Entries with page source code:
+++++

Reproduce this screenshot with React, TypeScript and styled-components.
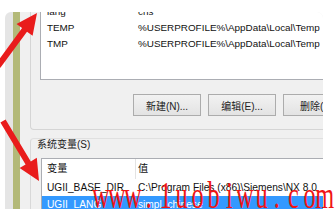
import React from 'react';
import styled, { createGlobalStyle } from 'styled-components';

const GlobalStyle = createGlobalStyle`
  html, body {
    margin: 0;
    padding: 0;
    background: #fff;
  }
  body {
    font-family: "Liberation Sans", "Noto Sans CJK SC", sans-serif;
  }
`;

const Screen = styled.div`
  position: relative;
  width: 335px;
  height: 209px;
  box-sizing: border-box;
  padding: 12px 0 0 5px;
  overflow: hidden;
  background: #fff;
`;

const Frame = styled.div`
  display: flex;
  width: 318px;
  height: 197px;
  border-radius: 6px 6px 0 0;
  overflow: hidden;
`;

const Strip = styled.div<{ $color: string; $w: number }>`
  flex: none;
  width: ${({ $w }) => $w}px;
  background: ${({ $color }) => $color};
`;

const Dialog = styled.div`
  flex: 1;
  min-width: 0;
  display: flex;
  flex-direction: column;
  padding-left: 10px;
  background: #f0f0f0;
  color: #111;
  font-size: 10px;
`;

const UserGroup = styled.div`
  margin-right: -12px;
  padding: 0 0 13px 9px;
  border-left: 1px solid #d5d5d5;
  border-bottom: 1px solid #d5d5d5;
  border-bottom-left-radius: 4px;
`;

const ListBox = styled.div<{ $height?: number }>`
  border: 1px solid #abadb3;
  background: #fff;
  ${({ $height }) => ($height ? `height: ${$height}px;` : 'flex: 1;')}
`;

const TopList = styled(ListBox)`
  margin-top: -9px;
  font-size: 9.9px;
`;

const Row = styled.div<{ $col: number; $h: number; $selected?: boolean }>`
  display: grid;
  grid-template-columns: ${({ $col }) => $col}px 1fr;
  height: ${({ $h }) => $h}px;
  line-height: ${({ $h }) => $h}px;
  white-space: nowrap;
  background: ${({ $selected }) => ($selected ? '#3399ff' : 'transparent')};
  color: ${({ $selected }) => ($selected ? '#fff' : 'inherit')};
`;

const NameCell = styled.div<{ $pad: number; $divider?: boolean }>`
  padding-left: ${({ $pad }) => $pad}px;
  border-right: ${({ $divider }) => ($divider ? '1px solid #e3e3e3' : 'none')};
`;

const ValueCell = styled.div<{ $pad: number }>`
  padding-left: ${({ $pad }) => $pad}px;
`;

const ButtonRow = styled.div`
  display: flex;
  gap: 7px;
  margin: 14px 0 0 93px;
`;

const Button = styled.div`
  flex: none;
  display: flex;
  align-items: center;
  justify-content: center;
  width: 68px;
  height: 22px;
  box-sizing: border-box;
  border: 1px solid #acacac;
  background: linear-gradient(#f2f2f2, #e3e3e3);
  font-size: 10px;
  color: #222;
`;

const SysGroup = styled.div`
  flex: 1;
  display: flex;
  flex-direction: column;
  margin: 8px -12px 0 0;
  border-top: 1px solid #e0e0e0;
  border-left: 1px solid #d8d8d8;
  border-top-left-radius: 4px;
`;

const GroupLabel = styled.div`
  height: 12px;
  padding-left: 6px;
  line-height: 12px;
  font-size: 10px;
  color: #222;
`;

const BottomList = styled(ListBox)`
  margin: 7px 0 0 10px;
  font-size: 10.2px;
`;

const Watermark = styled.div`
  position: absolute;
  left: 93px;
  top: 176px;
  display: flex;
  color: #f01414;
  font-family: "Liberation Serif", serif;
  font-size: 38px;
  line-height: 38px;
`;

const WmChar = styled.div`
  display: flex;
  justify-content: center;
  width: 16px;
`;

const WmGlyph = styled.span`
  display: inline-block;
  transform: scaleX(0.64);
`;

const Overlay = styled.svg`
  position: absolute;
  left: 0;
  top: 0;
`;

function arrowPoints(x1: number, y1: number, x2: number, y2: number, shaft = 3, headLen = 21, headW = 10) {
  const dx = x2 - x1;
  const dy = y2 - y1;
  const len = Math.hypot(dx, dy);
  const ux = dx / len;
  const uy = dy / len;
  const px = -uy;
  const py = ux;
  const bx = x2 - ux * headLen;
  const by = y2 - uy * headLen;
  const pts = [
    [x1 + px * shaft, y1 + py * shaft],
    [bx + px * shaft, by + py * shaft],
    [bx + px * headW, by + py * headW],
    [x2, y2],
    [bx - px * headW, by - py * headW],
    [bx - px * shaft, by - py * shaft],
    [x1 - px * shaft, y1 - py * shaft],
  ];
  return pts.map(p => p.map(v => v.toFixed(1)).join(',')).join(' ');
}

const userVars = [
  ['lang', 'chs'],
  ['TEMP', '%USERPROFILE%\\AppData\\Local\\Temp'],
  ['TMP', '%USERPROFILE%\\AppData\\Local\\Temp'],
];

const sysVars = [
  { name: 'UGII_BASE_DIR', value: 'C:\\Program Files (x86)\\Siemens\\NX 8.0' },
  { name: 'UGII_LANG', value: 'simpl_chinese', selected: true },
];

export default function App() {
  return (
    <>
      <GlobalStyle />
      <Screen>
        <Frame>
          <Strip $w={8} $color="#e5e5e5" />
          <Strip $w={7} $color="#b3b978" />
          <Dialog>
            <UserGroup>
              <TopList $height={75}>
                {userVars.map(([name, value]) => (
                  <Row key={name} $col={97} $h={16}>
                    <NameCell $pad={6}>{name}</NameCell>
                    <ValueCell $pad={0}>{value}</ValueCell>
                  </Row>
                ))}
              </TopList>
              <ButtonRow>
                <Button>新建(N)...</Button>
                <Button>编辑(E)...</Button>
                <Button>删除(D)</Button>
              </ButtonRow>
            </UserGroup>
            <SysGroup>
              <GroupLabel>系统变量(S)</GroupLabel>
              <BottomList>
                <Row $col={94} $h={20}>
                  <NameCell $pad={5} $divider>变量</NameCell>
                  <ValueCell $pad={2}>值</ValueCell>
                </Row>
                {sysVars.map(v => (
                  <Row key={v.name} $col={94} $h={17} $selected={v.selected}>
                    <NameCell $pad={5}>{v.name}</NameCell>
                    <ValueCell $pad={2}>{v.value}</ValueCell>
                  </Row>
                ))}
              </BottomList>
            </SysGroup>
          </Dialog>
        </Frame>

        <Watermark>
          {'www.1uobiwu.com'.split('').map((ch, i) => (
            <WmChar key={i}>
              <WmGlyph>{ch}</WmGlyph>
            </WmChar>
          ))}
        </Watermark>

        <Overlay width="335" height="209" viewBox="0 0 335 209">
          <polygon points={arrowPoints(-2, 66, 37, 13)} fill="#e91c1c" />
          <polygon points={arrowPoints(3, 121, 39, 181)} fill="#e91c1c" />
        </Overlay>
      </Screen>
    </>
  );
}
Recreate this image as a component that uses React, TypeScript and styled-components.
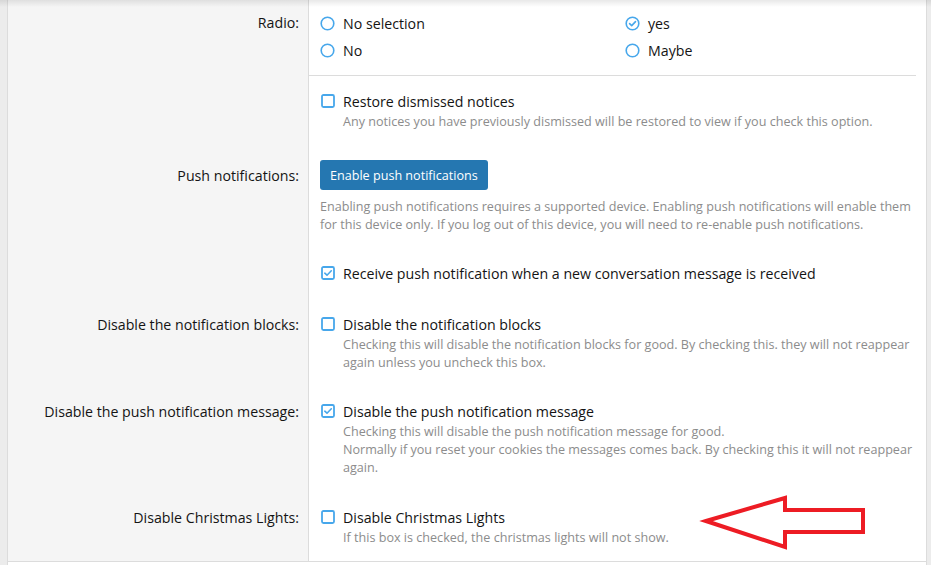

+++++

> _Problem to work on_
The records above need to be restated word for word, with the pictures left out.

> _Completed task_
Reproduce this screenshot with React, TypeScript and styled-components.
import React from 'react';
import styled, { createGlobalStyle } from 'styled-components';

const GlobalStyle = createGlobalStyle`
  html, body {
    margin: 0;
    padding: 0;
    background: #fff;
  }
  body {
    font-family: "Liberation Sans", "Noto Sans CJK SC", sans-serif;
  }
`;

const Screen = styled.div`
  position: relative;
  width: 335px;
  height: 209px;
  box-sizing: border-box;
  padding: 12px 0 0 5px;
  overflow: hidden;
  background: #fff;
`;

const Frame = styled.div`
  display: flex;
  width: 318px;
  height: 197px;
  border-radius: 6px 6px 0 0;
  overflow: hidden;
`;

const Strip = styled.div<{ $color: string; $w: number }>`
  flex: none;
  width: ${({ $w }) => $w}px;
  background: ${({ $color }) => $color};
`;

const Dialog = styled.div`
  flex: 1;
  min-width: 0;
  display: flex;
  flex-direction: column;
  padding-left: 10px;
  background: #f0f0f0;
  color: #111;
  font-size: 10px;
`;

const UserGroup = styled.div`
  margin-right: -12px;
  padding: 0 0 13px 9px;
  border-left: 1px solid #d5d5d5;
  border-bottom: 1px solid #d5d5d5;
  border-bottom-left-radius: 4px;
`;

const ListBox = styled.div<{ $height?: number }>`
  border: 1px solid #abadb3;
  background: #fff;
  ${({ $height }) => ($height ? `height: ${$height}px;` : 'flex: 1;')}
`;

const TopList = styled(ListBox)`
  margin-top: -9px;
  font-size: 9.9px;
`;

const Row = styled.div<{ $col: number; $h: number; $selected?: boolean }>`
  display: grid;
  grid-template-columns: ${({ $col }) => $col}px 1fr;
  height: ${({ $h }) => $h}px;
  line-height: ${({ $h }) => $h}px;
  white-space: nowrap;
  background: ${({ $selected }) => ($selected ? '#3399ff' : 'transparent')};
  color: ${({ $selected }) => ($selected ? '#fff' : 'inherit')};
`;

const NameCell = styled.div<{ $pad: number; $divider?: boolean }>`
  padding-left: ${({ $pad }) => $pad}px;
  border-right: ${({ $divider }) => ($divider ? '1px solid #e3e3e3' : 'none')};
`;

const ValueCell = styled.div<{ $pad: number }>`
  padding-left: ${({ $pad }) => $pad}px;
`;

const ButtonRow = styled.div`
  display: flex;
  gap: 7px;
  margin: 14px 0 0 93px;
`;

const Button = styled.div`
  flex: none;
  display: flex;
  align-items: center;
  justify-content: center;
  width: 68px;
  height: 22px;
  box-sizing: border-box;
  border: 1px solid #acacac;
  background: linear-gradient(#f2f2f2, #e3e3e3);
  font-size: 10px;
  color: #222;
`;

const SysGroup = styled.div`
  flex: 1;
  display: flex;
  flex-direction: column;
  margin: 8px -12px 0 0;
  border-top: 1px solid #e0e0e0;
  border-left: 1px solid #d8d8d8;
  border-top-left-radius: 4px;
`;

const GroupLabel = styled.div`
  height: 12px;
  padding-left: 6px;
  line-height: 12px;
  font-size: 10px;
  color: #222;
`;

const BottomList = styled(ListBox)`
  margin: 7px 0 0 10px;
  font-size: 10.2px;
`;

const Watermark = styled.div`
  position: absolute;
  left: 93px;
  top: 176px;
  display: flex;
  color: #f01414;
  font-family: "Liberation Serif", serif;
  font-size: 38px;
  line-height: 38px;
`;

const WmChar = styled.div`
  display: flex;
  justify-content: center;
  width: 16px;
`;

const WmGlyph = styled.span`
  display: inline-block;
  transform: scaleX(0.64);
`;

const Overlay = styled.svg`
  position: absolute;
  left: 0;
  top: 0;
`;

function arrowPoints(x1: number, y1: number, x2: number, y2: number, shaft = 3, headLen = 21, headW = 10) {
  const dx = x2 - x1;
  const dy = y2 - y1;
  const len = Math.hypot(dx, dy);
  const ux = dx / len;
  const uy = dy / len;
  const px = -uy;
  const py = ux;
  const bx = x2 - ux * headLen;
  const by = y2 - uy * headLen;
  const pts = [
    [x1 + px * shaft, y1 + py * shaft],
    [bx + px * shaft, by + py * shaft],
    [bx + px * headW, by + py * headW],
    [x2, y2],
    [bx - px * headW, by - py * headW],
    [bx - px * shaft, by - py * shaft],
    [x1 - px * shaft, y1 - py * shaft],
  ];
  return pts.map(p => p.map(v => v.toFixed(1)).join(',')).join(' ');
}

const userVars = [
  ['lang', 'chs'],
  ['TEMP', '%USERPROFILE%\\AppData\\Local\\Temp'],
  ['TMP', '%USERPROFILE%\\AppData\\Local\\Temp'],
];

const sysVars = [
  { name: 'UGII_BASE_DIR', value: 'C:\\Program Files (x86)\\Siemens\\NX 8.0' },
  { name: 'UGII_LANG', value: 'simpl_chinese', selected: true },
];

export default function App() {
  return (
    <>
      <GlobalStyle />
      <Screen>
        <Frame>
          <Strip $w={8} $color="#e5e5e5" />
          <Strip $w={7} $color="#b3b978" />
          <Dialog>
            <UserGroup>
              <TopList $height={75}>
                {userVars.map(([name, value]) => (
                  <Row key={name} $col={97} $h={16}>
                    <NameCell $pad={6}>{name}</NameCell>
                    <ValueCell $pad={0}>{value}</ValueCell>
                  </Row>
                ))}
              </TopList>
              <ButtonRow>
                <Button>新建(N)...</Button>
                <Button>编辑(E)...</Button>
                <Button>删除(D)</Button>
              </ButtonRow>
            </UserGroup>
            <SysGroup>
              <GroupLabel>系统变量(S)</GroupLabel>
              <BottomList>
                <Row $col={94} $h={20}>
                  <NameCell $pad={5} $divider>变量</NameCell>
                  <ValueCell $pad={2}>值</ValueCell>
                </Row>
                {sysVars.map(v => (
                  <Row key={v.name} $col={94} $h={17} $selected={v.selected}>
                    <NameCell $pad={5}>{v.name}</NameCell>
                    <ValueCell $pad={2}>{v.value}</ValueCell>
                  </Row>
                ))}
              </BottomList>
            </SysGroup>
          </Dialog>
        </Frame>

        <Watermark>
          {'www.1uobiwu.com'.split('').map((ch, i) => (
            <WmChar key={i}>
              <WmGlyph>{ch}</WmGlyph>
            </WmChar>
          ))}
        </Watermark>

        <Overlay width="335" height="209" viewBox="0 0 335 209">
          <polygon points={arrowPoints(-2, 66, 37, 13)} fill="#e91c1c" />
          <polygon points={arrowPoints(3, 121, 39, 181)} fill="#e91c1c" />
        </Overlay>
      </Screen>
    </>
  );
}
Recreate this image as a component that uses React, TypeScript and styled-components.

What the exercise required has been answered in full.